To show how absurd these SOL and VAAP test scores get, this example stands out. A high school special ed teacher was desperate to get a VAAP 'pass' score from a 17-yr old with significant intellectual and motor disability and deaf/blind.
This savvy student had learned over the years to pretend to sleep to avoid VAAP tasks to teach her. Despite being deaf, her preferred activities were listening to louder Disney music, like 'Beauty & the Beast' to 'Kool and The Gang's 'Celebration'. Sometimes when she was 'sleeping' in her wheelchair, the teacher checked to see if she was still breathing.
Her VAAP test item as a 17-yr old high schooler (first grade SOL 1.NS.2e-f) to prove she had learned her math for the year was 'choose which number is larger'. Non-functional for this student.
Determining more of this young woman's preferences and dislikes would certainly have been more meaningful in developing her self-determination as well as supporting future service providers if her family and she (through recognition of her communicative behavior to reject or approve) ever decided a future placement in an area group home in which she could be more satisfied and happy in her adult years.
The teacher set up the preschool Playskool balance scale toy with the 4-inch plastic weighted numbers in a paltry attempt to address the student's blindness through a tactile approach. She shaped the student's hand over the number that was larger, with verbal and sign language cue 'more'. This student resisted. She wanted to sleep. but the VAAP 'portfolio' was due that week.
The teacher took a photo of this student with her hand on the larger of the two numbers presented.
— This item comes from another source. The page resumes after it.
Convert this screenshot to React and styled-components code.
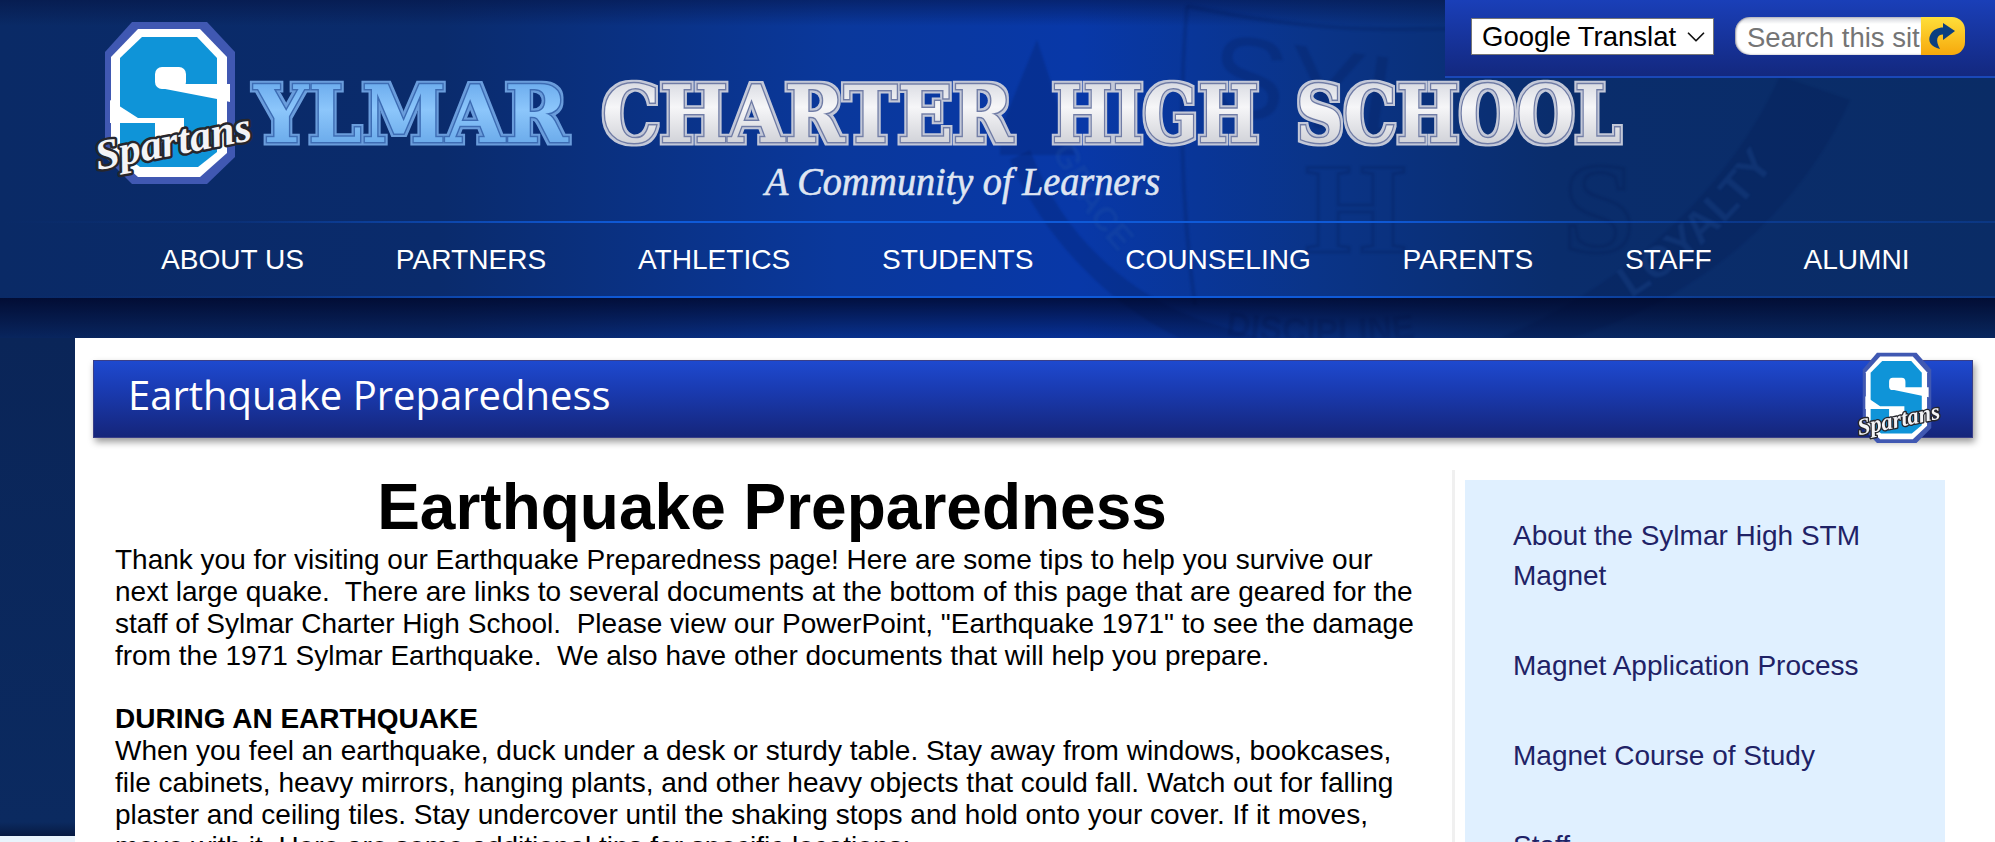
import React from "react";
import styled, { createGlobalStyle } from "styled-components";
import { ChevronDown } from "lucide-react";

const GlobalStyle = createGlobalStyle`
	html, body {
		margin: 0;
		height: 842px;
		overflow: hidden;
		background: #fff;
		font-family: "Liberation Sans", Arial, sans-serif;
	}
`;

const Header = styled.header`
	position: relative;
	height: 338px;
	overflow: hidden;
	background: linear-gradient(
		90deg,
		#0a2a66 0%,
		#0a2b6c 22%,
		#0a389c 42%,
		#0838a8 54%,
		#0a3488 66%,
		#0a2d6c 78%,
		#0a2c66 100%
	);
	&::before {
		content: "";
		position: absolute;
		inset: 0 0 auto 0;
		height: 26px;
		background: linear-gradient(rgba(4, 16, 60, 0.5), rgba(4, 16, 60, 0));
	}
`;

const Watermark = styled.svg`
	position: absolute;
	left: 1000px;
	top: 0;
	width: 995px;
	height: 338px;
	filter: blur(1px);
`;

const Brand = styled.div`
	position: relative;
	height: 221px;
	svg {
		display: block;
	}
`;

const NavBar = styled.nav`
	position: relative;
	box-sizing: border-box;
	height: 77px;
	display: flex;
	align-items: center;
	gap: 91.7px;
	padding-left: 161px;
	border-style: solid;
	border-width: 2px 0;
	border-image: linear-gradient(
			90deg,
			rgba(16, 88, 216, 0) 0%,
			rgba(16, 88, 216, 0.12) 12%,
			#0f5ad8 32%,
			#0f5ad8 68%,
			rgba(16, 88, 216, 0.35) 85%,
			rgba(16, 88, 216, 0.25) 100%
		)
		1;
`;

const NavLink = styled.a`
	color: #fff;
	font-size: 28.1px;
	white-space: nowrap;
`;

const ShadowBand = styled.div`
	position: relative;
	height: 41px;
	background: linear-gradient(rgba(0, 6, 40, 0.8), rgba(0, 6, 40, 0.12));
`;

const ToolPanel = styled.div`
	position: absolute;
	top: 0;
	right: 0;
	box-sizing: border-box;
	width: 550px;
	height: 78px;
	display: flex;
	align-items: flex-start;
	gap: 21px;
	padding: 17px 0 0 26px;
	background: linear-gradient(#1a3fb8, #13287f);
	border-bottom: 2px solid #1a48b8;
`;

const SelectWrap = styled.div`
	position: relative;
	margin-top: 1px;
	color: #111;
	svg {
		position: absolute;
		right: 3px;
		top: 4px;
		pointer-events: none;
	}
`;

const TranslateSelect = styled.select`
	appearance: none;
	display: block;
	box-sizing: border-box;
	width: 243px;
	height: 37px;
	padding: 0 36px 0 10px;
	border: 1px solid #767676;
	border-radius: 0;
	background: #fff;
	color: #000;
	font-family: "Liberation Sans", Arial, sans-serif;
	font-size: 27.5px;
`;

const SearchBox = styled.form`
	display: flex;
	height: 38px;
	margin: 0;
`;

const SearchInput = styled.input`
	box-sizing: border-box;
	width: 186px;
	height: 38px;
	padding: 3px 0 0 12px;
	border: 0;
	border-radius: 15px 0 0 15px;
	background: linear-gradient(#cfd1d8 0, #fff 7px);
	box-shadow: inset 1px 0 2px rgba(70, 70, 90, 0.6);
	font-family: "Liberation Sans", Arial, sans-serif;
	font-size: 27.5px;
	outline: none;
	&::placeholder {
		color: #757575;
		opacity: 1;
	}
`;

const SearchButton = styled.button`
	width: 44px;
	height: 38px;
	padding: 0;
	border: 0;
	border-radius: 0 13px 13px 0;
	background: linear-gradient(#ffdf3a, #f6a80c);
	svg {
		display: block;
	}
`;

const Page = styled.div`
	box-sizing: border-box;
	height: 504px;
	padding-left: 75px;
	background: linear-gradient(#0a2558 0, #0b2a60 484px, #071a42 498px, #e9f4fc 498px);
`;

const ContentPanel = styled.main`
	box-sizing: border-box;
	height: 504px;
	padding: 22px 22px 0 18px;
	overflow: hidden;
	background: #fff;
`;

const TitleBar = styled.div`
	position: relative;
	box-sizing: border-box;
	height: 78px;
	display: flex;
	align-items: center;
	padding: 0 0 9px 34px;
	border: 1px solid #3a3f88;
	background: linear-gradient(#1e49cf, #1a3cb4 35%, #15257a);
	box-shadow: 2px 4px 7px rgba(0, 0, 0, 0.4);
`;

const TitleText = styled.h2`
	margin: 0;
	color: #fff;
	font-family: "Open Sans", "Noto Sans", sans-serif;
	font-weight: 400;
	font-size: 40px;
`;

const TitleBadge = styled.div`
	position: absolute;
	right: 17px;
	top: -15px;
	filter: blur(0.5px);
	svg {
		display: block;
	}
`;

const Columns = styled.div`
	display: flex;
	align-items: flex-start;
	margin: 32px 0 0 22px;
`;

const Article = styled.article`
	box-sizing: border-box;
	width: 1340px;
	height: 400px;
	padding-right: 23px;
	border-right: 3px solid #f0f0f0;
	color: #000;
	font-size: 28px;
	line-height: 32px;
`;

const PageHeading = styled.h1`
	margin: 0;
	text-align: center;
	font-size: 64px;
	line-height: 74px;
	font-weight: 700;
`;

const Paragraph = styled.p`
	max-width: 1303px;
	margin: 0 0 31px;
`;

const SectionHeading = styled.strong`
	display: block;
`;

const SideMenu = styled.ul`
	box-sizing: border-box;
	width: 480px;
	height: 400px;
	margin: 10px 0 0 10px;
	padding: 11px 48px 0;
	list-style: none;
	background: #e0f0ff;
`;

const SideItem = styled.li`
	padding: 25px 0;
	color: #1f2266;
	font-size: 28px;
	line-height: 40px;
`;

const navItems = [
	"ABOUT US",
	"PARTNERS",
	"ATHLETICS",
	"STUDENTS",
	"COUNSELING",
	"PARENTS",
	"STAFF",
	"ALUMNI",
];

const sideItems = [
	"About the Sylmar High STM Magnet",
	"Magnet Application Process",
	"Magnet Course of Study",
	"Staff",
];

const titleWords = [
	{ text: "YLMAR", x: 254, length: 314, kind: "blue" },
	{ text: "CHARTER", x: 602, length: 411, kind: "silver" },
	{ text: "HIGH", x: 1052, length: 207, kind: "silver" },
	{ text: "SCHOOL", x: 1296, length: 325, kind: "silver" },
];

function Emblem({ x, y, width, height }) {
	return (
		<svg
			x={x}
			y={y}
			width={width}
			height={height}
			viewBox="0 0 220 190"
			preserveAspectRatio="none"
		>
			<polygon
				points="72,12 147,12 175,42 175,147 147,174 72,174 45,147 45,42"
				fill="#4058b2"
			/>
			<polygon
				points="78,19 140,19 167,47 167,143 140,167 78,167 51,143 51,47"
				fill="#fff"
			/>
			<polygon
				points="82,27 137,27 157,48 157,142 138,157 80,157 60,142 60,48"
				fill="#0f94d8"
			/>
			<rect x="95" y="57" width="31" height="22" rx="7" fill="#fff" />
			<polygon points="122,74 170,74 170,92 157,89 100,78" fill="#fff" />
			<polygon points="50,90 78,108 124,108 124,133 95,133 95,113 50,113" fill="#fff" />
			<text
				x="38"
				y="160"
				transform="rotate(-11 38 160)"
				textLength="158"
				lengthAdjust="spacingAndGlyphs"
				fontFamily="'Liberation Serif', serif"
				fontStyle="italic"
				fontWeight="700"
				fontSize="42"
				fill="#f4f4f6"
				stroke="#26262c"
				strokeWidth="5"
				strokeLinejoin="round"
				paintOrder="stroke"
			>
				Spartans
			</text>
		</svg>
	);
}

function BrandArt() {
	return (
		<svg width="1640" height="221" viewBox="0 0 1640 221">
			<defs>
				<linearGradient id="silverFill" x1="0" y1="0" x2="0" y2="1">
					<stop offset="0" stopColor="#c9ccd6" />
					<stop offset="0.42" stopColor="#f6f6f8" />
					<stop offset="1" stopColor="#bfc1c9" />
				</linearGradient>
				<linearGradient id="blueFill" x1="0" y1="0" x2="0" y2="1">
					<stop offset="0" stopColor="#5c9fe6" />
					<stop offset="0.45" stopColor="#8cc6fb" />
					<stop offset="1" stopColor="#5a9de2" />
				</linearGradient>
				<filter id="silverEdge" x="-5%" y="-10%" width="110%" height="120%">
					<feMorphology in="SourceAlpha" operator="dilate" radius="2" result="grown" />
					<feFlood floodColor="#c3c8d8" />
					<feComposite in2="grown" operator="in" result="edge" />
					<feMerge>
						<feMergeNode in="edge" />
						<feMergeNode in="SourceGraphic" />
					</feMerge>
				</filter>
				<filter id="blueEdge" x="-5%" y="-10%" width="110%" height="120%">
					<feMorphology in="SourceAlpha" operator="dilate" radius="2" result="grown" />
					<feFlood floodColor="#6a9ddc" />
					<feComposite in2="grown" operator="in" result="edge" />
					<feMerge>
						<feMergeNode in="edge" />
						<feMergeNode in="SourceGraphic" />
					</feMerge>
				</filter>
			</defs>
			{titleWords.map(word => (
				<text
					key={word.text}
					x={word.x}
					y="142"
					textLength={word.length}
					lengthAdjust="spacingAndGlyphs"
					fontFamily="'DejaVu Serif', serif"
					fontWeight="700"
					fontSize="79"
					fill={word.kind === "blue" ? "url(#blueFill)" : "url(#silverFill)"}
					stroke={word.kind === "blue" ? "#3c6cb4" : "#6f7ca6"}
					strokeWidth="3"
					strokeLinejoin="miter"
					paintOrder="stroke"
					filter={word.kind === "blue" ? "url(#blueEdge)" : "url(#silverEdge)"}
				>
					{word.text}
				</text>
			))}
			<text
				x="765"
				y="195"
				textLength="395"
				lengthAdjust="spacingAndGlyphs"
				fontFamily="'Liberation Serif', serif"
				fontStyle="italic"
				fontSize="41"
				fill="#dfe5f2"
				stroke="#dfe5f2"
				strokeWidth="0.6"
			>
				A Community of Learners
			</text>
			<Emblem x={60} y={10} width={220} height={190} />
		</svg>
	);
}

function Crest() {
	const ink = "rgba(2, 18, 74, 0.2)";
	const paper = "rgba(40, 90, 170, 0.22)";
	return (
		<Watermark viewBox="1000 0 995 338">
			<defs>
				<path id="loyaltyArc" d="M1590 322 C1690 270 1770 190 1822 85" />
				<path id="graceArc" d="M1052 150 C1080 215 1125 270 1185 305" />
				<path id="lowerArc" d="M1225 335 C1300 345 1360 345 1440 335" />
			</defs>
			<path d="M1037 40 L990 155 L1075 155 Z" fill={ink} />
			<path d="M1187 6 C1290 28 1370 34 1510 26" fill="none" stroke={ink} strokeWidth="4" />
			<path d="M1187 6 C1178 110 1182 210 1195 305" fill="none" stroke={ink} strokeWidth="4" />
			<path
				d="M1780 76 L1850 100 C1800 210 1700 300 1570 338 L1500 338 C1620 290 1730 190 1780 76 Z"
				fill={ink}
			/>
			<path
				d="M1030 150 C1060 230 1120 290 1200 320 L1260 338 L1180 338 C1100 300 1040 230 1010 160 Z"
				fill={ink}
			/>
			<text
				x="1205"
				y="112"
				transform="rotate(8 1205 112)"
				fontFamily="'Liberation Sans', sans-serif"
				fontSize="115"
				fill={ink}
			>
				SYL
			</text>
			<text
				x="1305"
				y="252"
				textLength="330"
				fontFamily="'Liberation Serif', serif"
				fontWeight="700"
				fontSize="130"
				fill="none"
				stroke={ink}
				strokeWidth="3"
			>
				HS
			</text>
			<text fontFamily="'Liberation Sans', sans-serif" fontWeight="700" fontSize="44" fill={paper}>
				<textPath href="#loyaltyArc" startOffset="14%">LOYALTY</textPath>
			</text>
			<text fontFamily="'Liberation Sans', sans-serif" fontWeight="700" fontSize="34" fill={paper}>
				<textPath href="#graceArc">GRACE</textPath>
			</text>
			<text fontFamily="'Liberation Sans', sans-serif" fontWeight="700" fontSize="34" fill={ink}>
				<textPath href="#lowerArc">DISCIPLINE</textPath>
			</text>
		</Watermark>
	);
}

function GoArrow() {
	return (
		<svg width="44" height="38" viewBox="0 0 44 38">
			<path
				d="M22 6 L34 14 L22 23 L22 17.5 C16 17.5 14 23 19 32 C10 30 6 24 9.5 17.5 C12 12.5 17 10.5 22 10.5 Z"
				fill="#0b3f80"
			/>
		</svg>
	);
}

export default function App() {
	return (
		<>
			<GlobalStyle />
			<Header>
				<Crest />
				<Brand>
					<BrandArt />
				</Brand>
				<NavBar>
					{navItems.map(item => (
						<NavLink key={item}>{item}</NavLink>
					))}
				</NavBar>
				<ShadowBand />
				<ToolPanel>
					<SelectWrap>
						<TranslateSelect defaultValue="translate">
							<option value="translate">Google Translate</option>
						</TranslateSelect>
						<ChevronDown size={30} strokeWidth={1.4} />
					</SelectWrap>
					<SearchBox>
						<SearchInput placeholder="Search this site" />
						<SearchButton type="button">
							<GoArrow />
						</SearchButton>
					</SearchBox>
				</ToolPanel>
			</Header>
			<Page>
				<ContentPanel>
					<TitleBar>
						<TitleText>Earthquake Preparedness</TitleText>
						<TitleBadge>
							<svg width="116" height="106" viewBox="0 0 116 106">
								<Emblem x={0} y={0} width={116} height={106} />
							</svg>
						</TitleBadge>
					</TitleBar>
					<Columns>
						<Article>
							<PageHeading>Earthquake Preparedness</PageHeading>
							<Paragraph>
								Thank you for visiting our Earthquake Preparedness page! Here are some tips to
								help you survive our next large quake.&nbsp; There are links to several documents
								at the bottom of this page that are geared for the staff of Sylmar Charter High
								School.&nbsp; Please view our PowerPoint, "Earthquake 1971" to see the damage from
								the 1971 Sylmar Earthquake.&nbsp; We also have other documents that will help you
								prepare.
							</Paragraph>
							<SectionHeading>DURING AN EARTHQUAKE</SectionHeading>
							<Paragraph>
								When you feel an earthquake, duck under a desk or sturdy table. Stay away from
								windows, bookcases, file cabinets, heavy mirrors, hanging plants, and other heavy
								objects that could fall. Watch out for falling plaster and ceiling tiles. Stay
								undercover until the shaking stops and hold onto your cover. If it moves, move
								with it. Here are some additional tips for specific locations:
							</Paragraph>
						</Article>
						<SideMenu>
							{sideItems.map(item => (
								<SideItem key={item}>{item}</SideItem>
							))}
						</SideMenu>
					</Columns>
				</ContentPanel>
			</Page>
		</>
	);
}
It didn't show that the teacher was providing a physical prompt at the student's elbow to keep her hand in place on top of the number.
She then removed the student's shirt, which was baffling. So I asked, 'did she spill something? Why are you changing her shirt?'
The teacher replied, 'I need another photo to show that it is a different day for her VAAP evidence'.
I told her that it seemed like a test violation. She said, ok, I won't do it then.
I was obligated to report it to the administration, who was the Assistant Principal that day. He said, Thank you for telling me. but how do you expect her to do her job to get that VAAP in this week with the mental level of students she has?
I then had to go to the testing admin at Central Office. She agreed that it had to be reported as a test violation.
Just shows to be wary of these SOL scores to prove that students are learning. Teachers used to view them as a 'trivial pursuit' game until the public gave credibility to them as an accountability measure.
The pre-SOL era of Virginia public education is gone. The time in which students, across all grade levels, grasp the underlying principles and relationships within a subject, allowing them to apply knowledge in new situations and solve problems creatively, rather than just memorizing isolated facts or procedures.
However, this level of critical thinking that we used to have in public education may be happening in the 'Dual-Enrollment' high school/college classrooms.
For now a well-rounded Virginia public education with conceptual understanding has turned into a misguided mandate to 'teach to the test' in order to raise these flawed SOL scores.
We can do better in US public education for our students and society.